*Short exercise:*
Copy each line of the entries that contains the word "React".
**** The records ****
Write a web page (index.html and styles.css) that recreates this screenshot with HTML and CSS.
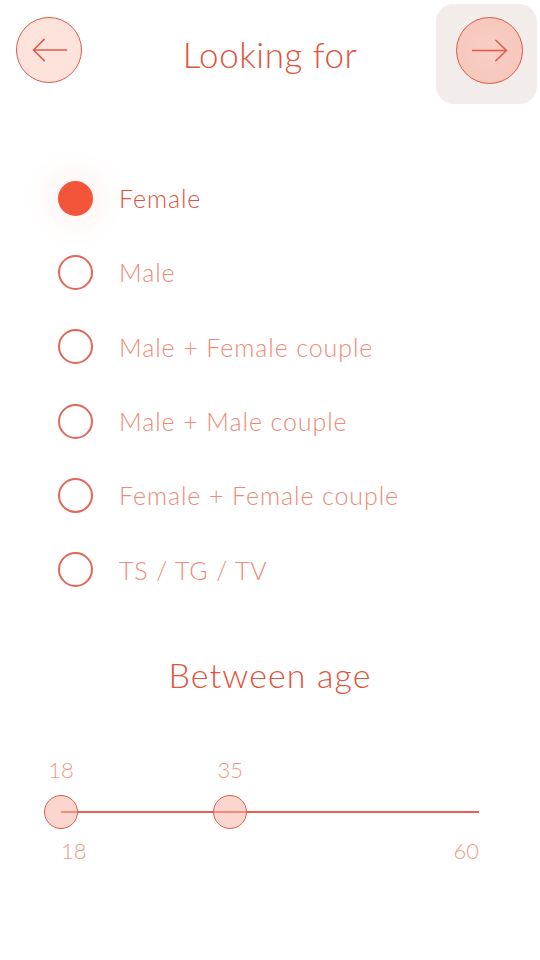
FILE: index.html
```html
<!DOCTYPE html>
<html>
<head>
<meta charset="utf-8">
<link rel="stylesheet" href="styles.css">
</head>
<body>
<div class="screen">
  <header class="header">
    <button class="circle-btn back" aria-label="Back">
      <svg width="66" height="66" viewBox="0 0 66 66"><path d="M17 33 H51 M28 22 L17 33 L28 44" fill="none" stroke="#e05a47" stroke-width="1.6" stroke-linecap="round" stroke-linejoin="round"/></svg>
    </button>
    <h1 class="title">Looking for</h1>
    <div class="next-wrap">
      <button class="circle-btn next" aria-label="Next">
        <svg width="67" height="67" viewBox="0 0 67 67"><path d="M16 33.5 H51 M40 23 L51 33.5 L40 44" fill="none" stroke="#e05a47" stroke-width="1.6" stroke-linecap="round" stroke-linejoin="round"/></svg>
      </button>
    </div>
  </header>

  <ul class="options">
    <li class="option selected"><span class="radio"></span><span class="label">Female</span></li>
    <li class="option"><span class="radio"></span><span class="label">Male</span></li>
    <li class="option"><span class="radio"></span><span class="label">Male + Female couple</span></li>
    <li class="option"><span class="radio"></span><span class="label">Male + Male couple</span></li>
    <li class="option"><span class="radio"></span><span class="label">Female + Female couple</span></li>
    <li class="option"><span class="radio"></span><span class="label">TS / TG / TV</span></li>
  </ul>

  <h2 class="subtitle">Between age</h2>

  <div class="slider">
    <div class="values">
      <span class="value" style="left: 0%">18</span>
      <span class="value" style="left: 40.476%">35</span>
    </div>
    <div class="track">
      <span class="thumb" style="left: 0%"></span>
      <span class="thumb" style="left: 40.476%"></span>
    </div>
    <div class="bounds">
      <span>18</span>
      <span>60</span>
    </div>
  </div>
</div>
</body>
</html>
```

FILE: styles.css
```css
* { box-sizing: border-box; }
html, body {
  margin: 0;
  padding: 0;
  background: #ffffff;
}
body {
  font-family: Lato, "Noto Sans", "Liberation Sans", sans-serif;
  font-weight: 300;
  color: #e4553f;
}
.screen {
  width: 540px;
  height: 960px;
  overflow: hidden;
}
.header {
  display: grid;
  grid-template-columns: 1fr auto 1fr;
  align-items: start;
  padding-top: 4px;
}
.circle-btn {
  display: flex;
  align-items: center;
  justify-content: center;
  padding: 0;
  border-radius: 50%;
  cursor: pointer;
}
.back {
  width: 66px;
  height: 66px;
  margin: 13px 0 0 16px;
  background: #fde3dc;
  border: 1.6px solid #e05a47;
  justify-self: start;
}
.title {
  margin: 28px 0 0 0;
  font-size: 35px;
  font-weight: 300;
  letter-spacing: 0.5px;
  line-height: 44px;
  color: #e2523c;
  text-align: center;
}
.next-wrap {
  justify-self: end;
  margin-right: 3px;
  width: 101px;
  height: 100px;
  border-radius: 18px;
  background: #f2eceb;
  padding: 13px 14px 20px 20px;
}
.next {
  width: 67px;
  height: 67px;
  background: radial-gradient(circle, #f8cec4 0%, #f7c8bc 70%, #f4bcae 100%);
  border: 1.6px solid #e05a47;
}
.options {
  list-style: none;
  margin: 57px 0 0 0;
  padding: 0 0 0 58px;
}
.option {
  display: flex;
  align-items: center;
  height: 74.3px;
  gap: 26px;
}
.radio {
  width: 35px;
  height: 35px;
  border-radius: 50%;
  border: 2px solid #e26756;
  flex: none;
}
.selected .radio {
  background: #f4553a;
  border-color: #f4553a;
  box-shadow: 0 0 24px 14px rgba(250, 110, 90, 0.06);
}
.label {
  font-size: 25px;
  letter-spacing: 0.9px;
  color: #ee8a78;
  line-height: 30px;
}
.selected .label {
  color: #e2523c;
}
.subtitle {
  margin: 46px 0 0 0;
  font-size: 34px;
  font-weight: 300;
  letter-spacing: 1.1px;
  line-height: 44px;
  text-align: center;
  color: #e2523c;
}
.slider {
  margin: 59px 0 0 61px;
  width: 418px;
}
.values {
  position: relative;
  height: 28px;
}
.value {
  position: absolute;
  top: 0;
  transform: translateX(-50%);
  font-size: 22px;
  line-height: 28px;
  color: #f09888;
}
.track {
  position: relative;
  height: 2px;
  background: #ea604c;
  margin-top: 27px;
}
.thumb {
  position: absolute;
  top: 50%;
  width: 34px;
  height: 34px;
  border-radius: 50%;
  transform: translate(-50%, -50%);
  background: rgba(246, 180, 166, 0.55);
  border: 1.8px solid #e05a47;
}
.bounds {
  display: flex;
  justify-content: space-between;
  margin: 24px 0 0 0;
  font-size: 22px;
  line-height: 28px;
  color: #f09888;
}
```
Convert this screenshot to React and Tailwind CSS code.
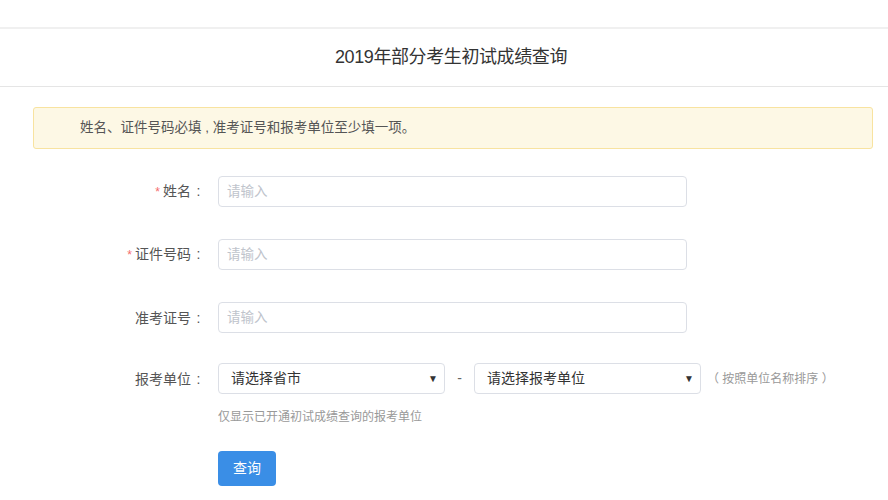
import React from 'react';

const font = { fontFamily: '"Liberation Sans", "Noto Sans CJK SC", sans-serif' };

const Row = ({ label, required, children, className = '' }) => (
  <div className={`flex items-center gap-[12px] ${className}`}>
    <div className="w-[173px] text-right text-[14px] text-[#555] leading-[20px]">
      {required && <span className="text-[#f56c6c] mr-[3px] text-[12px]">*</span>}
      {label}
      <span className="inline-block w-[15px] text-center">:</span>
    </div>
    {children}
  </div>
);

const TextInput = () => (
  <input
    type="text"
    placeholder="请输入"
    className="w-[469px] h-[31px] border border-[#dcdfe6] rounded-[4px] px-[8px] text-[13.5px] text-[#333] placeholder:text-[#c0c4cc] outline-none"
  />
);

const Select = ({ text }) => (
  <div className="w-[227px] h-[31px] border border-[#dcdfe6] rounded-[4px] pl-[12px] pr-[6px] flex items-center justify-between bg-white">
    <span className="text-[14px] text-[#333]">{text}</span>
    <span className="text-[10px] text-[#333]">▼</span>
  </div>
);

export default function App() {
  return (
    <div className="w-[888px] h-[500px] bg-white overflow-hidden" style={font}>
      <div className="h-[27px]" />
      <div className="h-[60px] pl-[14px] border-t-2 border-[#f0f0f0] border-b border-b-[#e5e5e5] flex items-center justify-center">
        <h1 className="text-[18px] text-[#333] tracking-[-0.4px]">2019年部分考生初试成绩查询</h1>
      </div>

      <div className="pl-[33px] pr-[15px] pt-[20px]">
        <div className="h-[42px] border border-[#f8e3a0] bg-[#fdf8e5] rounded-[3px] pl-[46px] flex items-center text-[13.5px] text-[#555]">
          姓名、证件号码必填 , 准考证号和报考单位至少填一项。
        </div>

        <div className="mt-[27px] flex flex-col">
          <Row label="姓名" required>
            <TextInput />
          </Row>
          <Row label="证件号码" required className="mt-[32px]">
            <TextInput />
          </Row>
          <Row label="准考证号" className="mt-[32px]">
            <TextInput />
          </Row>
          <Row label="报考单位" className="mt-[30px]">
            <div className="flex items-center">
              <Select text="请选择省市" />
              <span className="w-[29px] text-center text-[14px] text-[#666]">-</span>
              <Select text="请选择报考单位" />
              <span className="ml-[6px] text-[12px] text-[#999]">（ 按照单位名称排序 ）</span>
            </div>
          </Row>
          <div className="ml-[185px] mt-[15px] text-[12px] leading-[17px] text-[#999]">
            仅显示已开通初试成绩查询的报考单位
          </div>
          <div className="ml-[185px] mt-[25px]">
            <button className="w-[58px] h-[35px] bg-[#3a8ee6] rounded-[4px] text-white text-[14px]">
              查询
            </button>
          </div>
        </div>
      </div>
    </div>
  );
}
****
**** The records ****
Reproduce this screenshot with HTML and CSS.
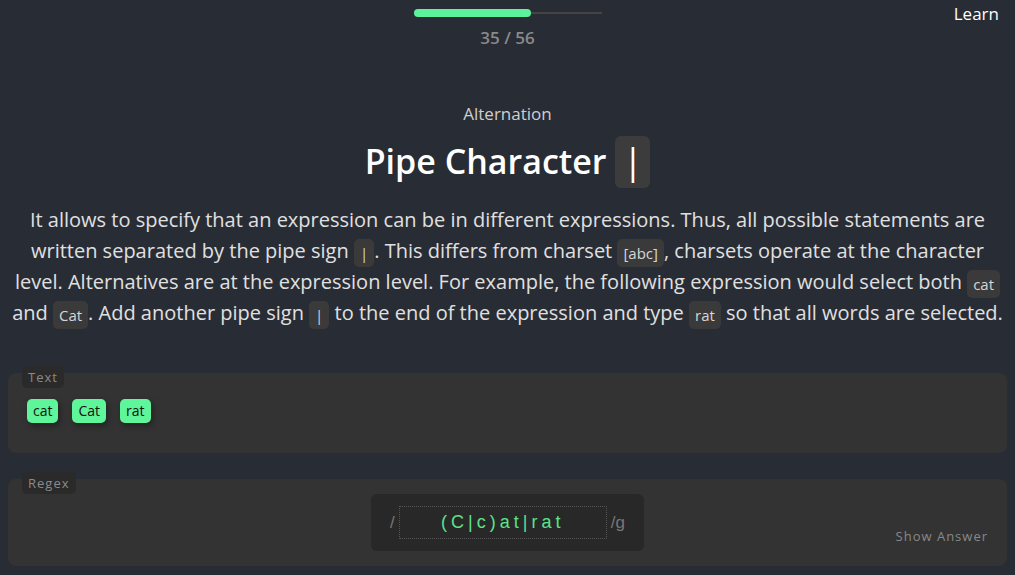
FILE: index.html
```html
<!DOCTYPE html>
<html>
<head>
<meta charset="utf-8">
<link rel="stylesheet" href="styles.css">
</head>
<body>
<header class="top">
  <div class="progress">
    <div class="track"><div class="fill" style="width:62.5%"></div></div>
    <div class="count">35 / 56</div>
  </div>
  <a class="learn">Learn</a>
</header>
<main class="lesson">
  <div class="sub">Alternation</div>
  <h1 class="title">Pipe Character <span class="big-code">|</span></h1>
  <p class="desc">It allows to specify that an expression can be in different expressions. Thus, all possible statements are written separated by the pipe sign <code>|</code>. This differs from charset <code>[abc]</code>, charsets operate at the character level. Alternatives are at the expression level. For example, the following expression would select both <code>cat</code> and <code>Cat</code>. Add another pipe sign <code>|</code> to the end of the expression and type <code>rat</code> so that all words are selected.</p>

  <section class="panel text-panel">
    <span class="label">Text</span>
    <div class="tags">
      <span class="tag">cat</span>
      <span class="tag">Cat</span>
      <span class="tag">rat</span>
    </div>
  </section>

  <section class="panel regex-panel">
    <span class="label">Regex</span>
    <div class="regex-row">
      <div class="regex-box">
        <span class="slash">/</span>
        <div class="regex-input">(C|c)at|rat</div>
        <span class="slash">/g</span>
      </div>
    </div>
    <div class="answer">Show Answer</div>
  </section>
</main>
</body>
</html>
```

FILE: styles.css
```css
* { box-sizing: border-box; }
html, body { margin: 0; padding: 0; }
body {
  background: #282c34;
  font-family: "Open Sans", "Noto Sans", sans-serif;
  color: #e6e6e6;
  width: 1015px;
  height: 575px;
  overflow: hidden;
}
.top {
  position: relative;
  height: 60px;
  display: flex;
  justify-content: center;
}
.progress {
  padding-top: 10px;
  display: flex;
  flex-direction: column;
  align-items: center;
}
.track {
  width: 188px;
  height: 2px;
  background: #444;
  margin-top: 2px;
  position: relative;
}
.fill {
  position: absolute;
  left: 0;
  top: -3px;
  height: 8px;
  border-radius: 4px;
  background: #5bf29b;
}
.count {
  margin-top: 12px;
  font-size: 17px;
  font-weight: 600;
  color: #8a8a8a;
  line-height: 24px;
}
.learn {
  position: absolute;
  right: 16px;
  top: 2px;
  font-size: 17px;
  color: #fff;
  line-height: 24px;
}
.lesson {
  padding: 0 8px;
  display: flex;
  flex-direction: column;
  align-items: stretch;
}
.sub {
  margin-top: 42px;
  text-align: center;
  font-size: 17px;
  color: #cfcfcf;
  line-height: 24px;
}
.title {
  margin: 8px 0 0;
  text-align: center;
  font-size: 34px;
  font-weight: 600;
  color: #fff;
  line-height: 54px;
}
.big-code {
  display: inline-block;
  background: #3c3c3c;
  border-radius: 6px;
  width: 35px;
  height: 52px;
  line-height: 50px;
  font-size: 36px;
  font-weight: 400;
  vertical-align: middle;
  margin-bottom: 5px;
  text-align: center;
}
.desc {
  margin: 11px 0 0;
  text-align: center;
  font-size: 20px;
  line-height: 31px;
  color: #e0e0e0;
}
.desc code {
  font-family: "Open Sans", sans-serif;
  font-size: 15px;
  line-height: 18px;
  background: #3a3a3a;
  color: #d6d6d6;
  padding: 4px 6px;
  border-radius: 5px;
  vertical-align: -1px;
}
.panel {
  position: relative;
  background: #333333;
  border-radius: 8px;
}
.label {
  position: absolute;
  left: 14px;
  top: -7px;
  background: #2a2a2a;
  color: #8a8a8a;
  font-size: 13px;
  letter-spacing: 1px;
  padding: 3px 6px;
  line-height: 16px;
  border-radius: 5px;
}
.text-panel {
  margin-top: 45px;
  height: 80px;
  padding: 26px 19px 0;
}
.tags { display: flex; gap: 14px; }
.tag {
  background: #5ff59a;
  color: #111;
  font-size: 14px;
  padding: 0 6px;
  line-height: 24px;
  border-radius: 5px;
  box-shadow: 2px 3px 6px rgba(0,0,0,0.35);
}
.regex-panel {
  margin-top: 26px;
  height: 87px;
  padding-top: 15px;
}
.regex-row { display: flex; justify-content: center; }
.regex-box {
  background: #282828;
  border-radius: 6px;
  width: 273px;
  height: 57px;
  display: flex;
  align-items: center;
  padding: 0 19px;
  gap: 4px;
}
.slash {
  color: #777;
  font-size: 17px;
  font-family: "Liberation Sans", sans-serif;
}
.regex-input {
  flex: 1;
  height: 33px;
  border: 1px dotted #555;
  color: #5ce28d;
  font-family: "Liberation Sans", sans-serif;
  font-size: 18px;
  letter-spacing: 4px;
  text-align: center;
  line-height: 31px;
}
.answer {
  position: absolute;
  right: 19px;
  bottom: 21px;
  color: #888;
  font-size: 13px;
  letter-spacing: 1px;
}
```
****
**** The records ****
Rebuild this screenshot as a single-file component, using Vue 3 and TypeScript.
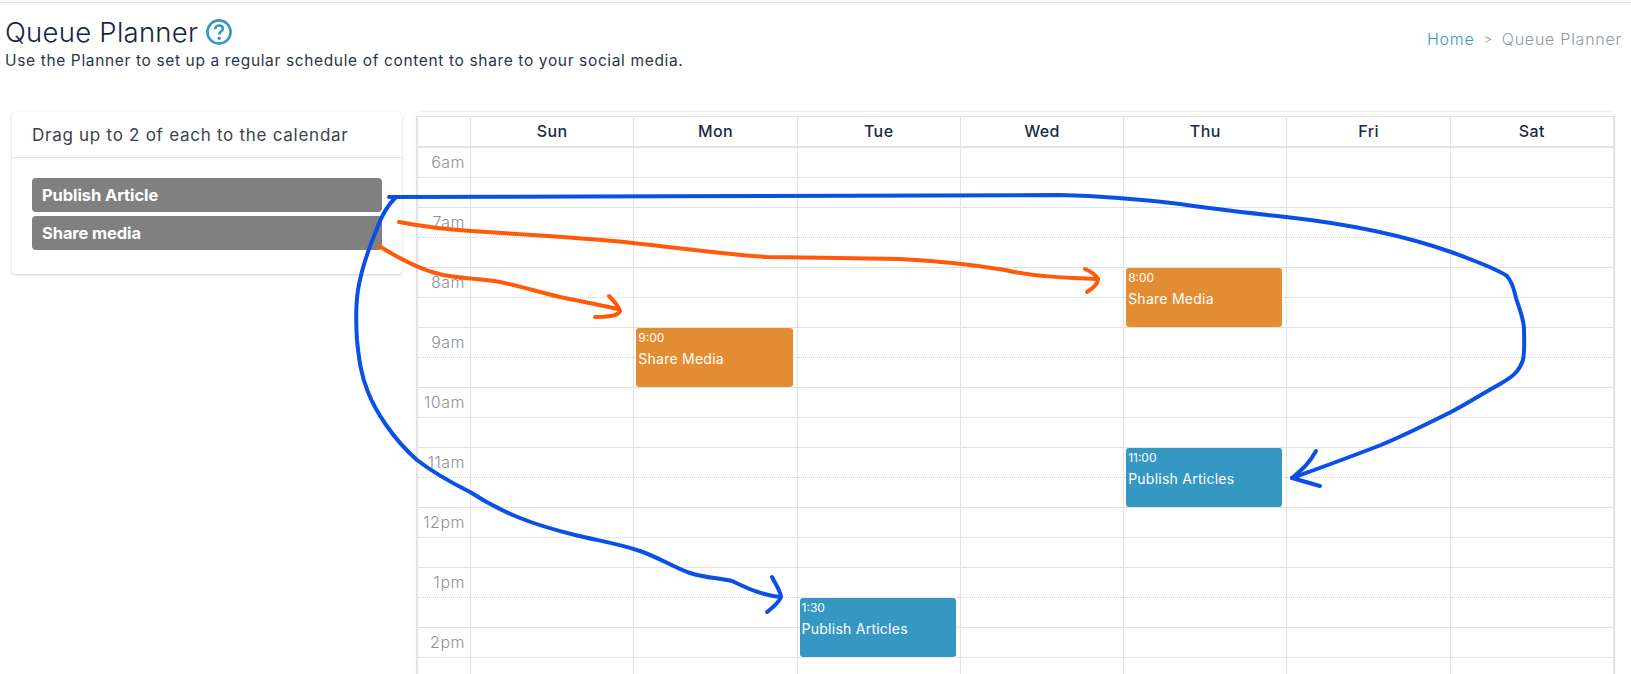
****
*Response:*
Convert this screenshot to React and Tailwind CSS code.
import React from 'react';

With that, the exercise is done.